Report the count of lines below that include "React", without any other text.

*Source data*:
┌──
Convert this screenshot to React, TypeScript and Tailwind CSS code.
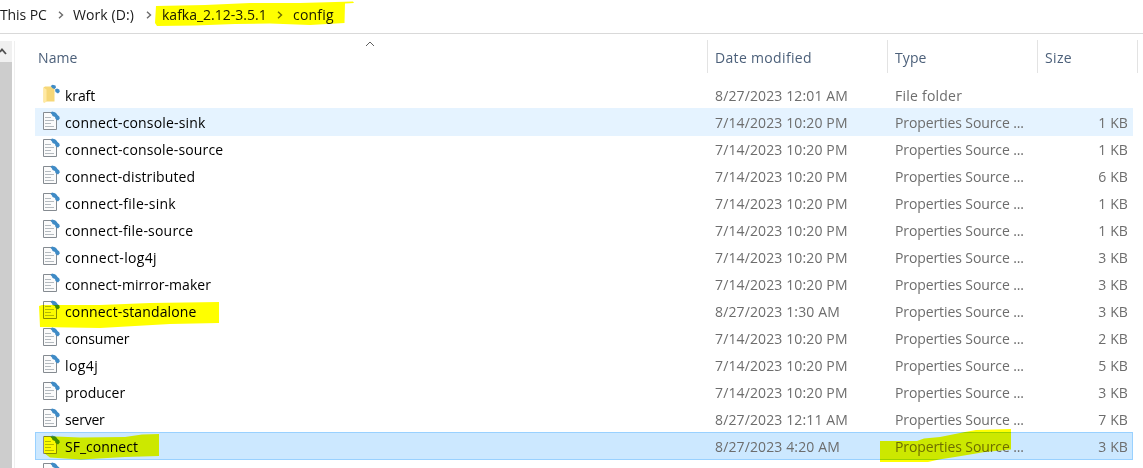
import React from "react";

type Row = {
  name: string;
  date: string;
  type: string;
  size: string;
  fit: string;
  kind?: "folder";
  state?: "hover" | "selected";
};

const SRC = "Properties Source ...";
const D = "7/14/2023 10:20 PM";

const rows: Row[] = [
  { name: "kraft", date: "8/27/2023 12:01 AM", type: "File folder", size: "", fit: "tracking-[-0.1px]", kind: "folder" },
  { name: "connect-console-sink", date: D, type: SRC, size: "1 KB", fit: "tracking-[0.16px]", state: "hover" },
  { name: "connect-console-source", date: D, type: SRC, size: "1 KB", fit: "tracking-[0.15px]" },
  { name: "connect-distributed", date: D, type: SRC, size: "6 KB", fit: "tracking-[0.12px]" },
  { name: "connect-file-sink", date: D, type: SRC, size: "1 KB", fit: "tracking-[0.25px]" },
  { name: "connect-file-source", date: D, type: SRC, size: "1 KB", fit: "tracking-[0.2px]" },
  { name: "connect-log4j", date: D, type: SRC, size: "3 KB", fit: "tracking-[0.35px]" },
  { name: "connect-mirror-maker", date: D, type: SRC, size: "3 KB", fit: "tracking-[0.07px]" },
  { name: "connect-standalone", date: "8/27/2023 1:30 AM", type: SRC, size: "3 KB", fit: "tracking-[0.13px]" },
  { name: "consumer", date: D, type: SRC, size: "2 KB", fit: "tracking-[-0.15px]" },
  { name: "log4j", date: D, type: SRC, size: "5 KB", fit: "tracking-[0.4px]" },
  { name: "producer", date: D, type: SRC, size: "3 KB", fit: "tracking-[0px]" },
  { name: "server", date: "8/27/2023 12:11 AM", type: SRC, size: "7 KB", fit: "tracking-[-0.2px]" },
  { name: "SF_connect", date: "8/27/2023 4:20 AM", type: SRC, size: "3 KB", fit: "tracking-[0px]", state: "selected" },
];

const background = {
  none: "border-transparent",
  hover: "border-[#e5f3ff] bg-[#e5f3ff]",
  selected: "border-[#99d1ff] bg-[#cce8ff]",
};

function FileIcon() {
  return (
    <svg viewBox="0 0 18 20" className="h-5 w-[18px] shrink-0 self-start">
      <path d="M1.5 1.5H10L14.5 6V18.5H1.5Z" fill="#fbfbfb" stroke="#858b91" />
      <path d="M3 6.5H9M3 9.5H12M3 12.5H9M3 15.5H12" stroke="#b4babf" />
      <path d="M8.500 2 10 .6 13 1.300 14.500 2.500 15.500 4 17.300 5.500 17.800 7.500 16 9.600 13.500 8 13 6 10.500 5 10 3.500Z" fill="#3f8bc6" />
    </svg>
  );
}

function FolderIcon() {
  return (
    <svg viewBox="0 0 18 20" className="h-5 w-[18px] shrink-0 self-start">
      <path d="M1.5 3.5 3 2.5H12.5V17.5H4.5L1.5 18.5Z" fill="#f6d777" />
      <path d="M1.5 3.5 4.5 5.5V17.5L2.5 19 1.5 18Z" fill="#ffe9a3" />
      <path d="M8.700 2 10.500 .7 13.500 1.500 14 3.500 12.500 5 10.500 4.300ZM13 5.500 15 4.500 17.300 5.500 17.800 7.700 16 9.500 13.500 8Z" fill="#3f8bc6" />
    </svg>
  );
}

function Chevron({ className }: { className: string }) {
  return (
    <svg viewBox="0 0 6 8" className={`h-2 w-1.5 shrink-0 ${className}`}>
      <path d="M1 .8 4.5 4 1 7.2" fill="none" stroke="#6b6b6b" strokeWidth="1.4" />
    </svg>
  );
}

export default function App() {
  return (
    <div className="relative flex h-[468px] w-[1143px] flex-col overflow-hidden bg-white font-['Open_Sans','Noto_Sans',sans-serif] text-[14px] leading-5 text-black">
      <nav className="flex h-[34px] shrink-0 items-center border-b border-[#d9d9d9] pb-[3px] text-[#1a1a1a]">
        <span className="w-[58px] whitespace-nowrap tracking-[-0.1px]">This PC</span>
        <Chevron className="mr-[9px]" />
        <span className="w-[73px] whitespace-nowrap tracking-[0.1px]">Work (D:)</span>
        <Chevron className="mr-[10px]" />
        <span className="w-[115px] whitespace-nowrap">kafka_2.12-3.5.1</span>
        <Chevron className="mr-[10px]" />
        <span className="whitespace-nowrap tracking-[0.2px]">config</span>
      </nav>
      <div className="flex min-h-0 flex-1">
        <aside className="mt-[7px] flex w-3 shrink-0 flex-col bg-[#cdcdcd]">
          <div className="flex h-[21px] items-center bg-[#f0f0f0]">
            <svg viewBox="0 0 7 7" className="h-[7px] w-[7px]">
              <path d="M0 4 2 1.5 6 6" fill="none" stroke="#505050" strokeWidth="1.8" />
            </svg>
          </div>
        </aside>
        <div className="ml-[2px] mt-[7px] w-px shrink-0 bg-[#efefef]" />
        <main className="ml-5 w-[1103px] shrink-0">
          <header className="mt-1.5 flex h-[33px] items-center text-[#4c607a]">
            <div className="flex h-full w-[672px] items-center pl-[3px]">
              <span className="w-[327px] pt-0.5 tracking-[0.1px]">Name</span>
              <svg viewBox="0 0 10 6" className="mb-[26px] h-1.5 w-2.5">
                <path d="M1 5 5 1 9 5" fill="none" stroke="#606060" />
              </svg>
            </div>
            <div className="flex h-full w-[180px] items-center border-l border-[#e3e3e3] pl-[7px] pt-0.5 tracking-[0.33px]">Date modified</div>
            <div className="flex h-full w-[150px] items-center border-l border-[#e3e3e3] pl-[7px] pt-0.5 tracking-[0.1px]">Type</div>
            <div className="flex h-full w-[101px] items-center border-x border-[#e3e3e3] pl-[7px] pt-0.5 tracking-[0.35px]">Size</div>
          </header>
          <div className="mt-2">
            {rows.map((r) => (
              <div key={r.name} className={`-mb-px flex h-7 w-[1098px] items-center whitespace-nowrap border ${background[r.state ?? "none"]}`}>
                <div className="flex w-[679px] items-center pl-1.5">
                  {r.kind === "folder" ? <FolderIcon /> : <FileIcon />}
                  <span className={`ml-[5px] pt-0.5 ${r.fit}`}>{r.name}</span>
                </div>
                <div className="w-[180px] pt-0.5 tracking-[0.13px] text-[#6d6d6d]">{r.date}</div>
                <div className={`w-[150px] pt-0.5 text-[#6d6d6d] ${r.kind === "folder" ? "tracking-[0.23px]" : "tracking-[-0.1px]"}`}>{r.type}</div>
                <div className="flex-1 pr-1 pt-0.5 text-right tracking-[0.1px] text-[#6d6d6d]">{r.size}</div>
              </div>
            ))}
            <div className="flex h-7 items-start border border-transparent pl-1.5 pt-0.5"><FileIcon /></div>
          </div>
        </main>
      </div>
      <svg viewBox="0 0 1143 468" className="pointer-events-none absolute inset-0 h-full w-full mix-blend-multiply" fill="#ffff00">
        <path d="M156 6 205 5 250 3 300 3 353 1.5 354 3 345 3.500 344.500 23 310 25 270 23.500 235 24 195 25.500 157 26 155 23Z" />
        <path d="M39 306 42 305 100 305 150 303 219 302 219 323 170 324 135 326 100 328 40 327Z" />
        <path d="M44 436 80 437.500 125 437 142 434.500 159 434V456L125 457 81 459.500 50 457.500 44 453Z" />
        <path d="M880 441H917L924 438.500 940 437 965 432 976 430 1011 429V449.500L985 452 955 457 939 459.500 928 462H880Z" />
      </svg>
    </div>
  );
}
└──
*Solution below*:
2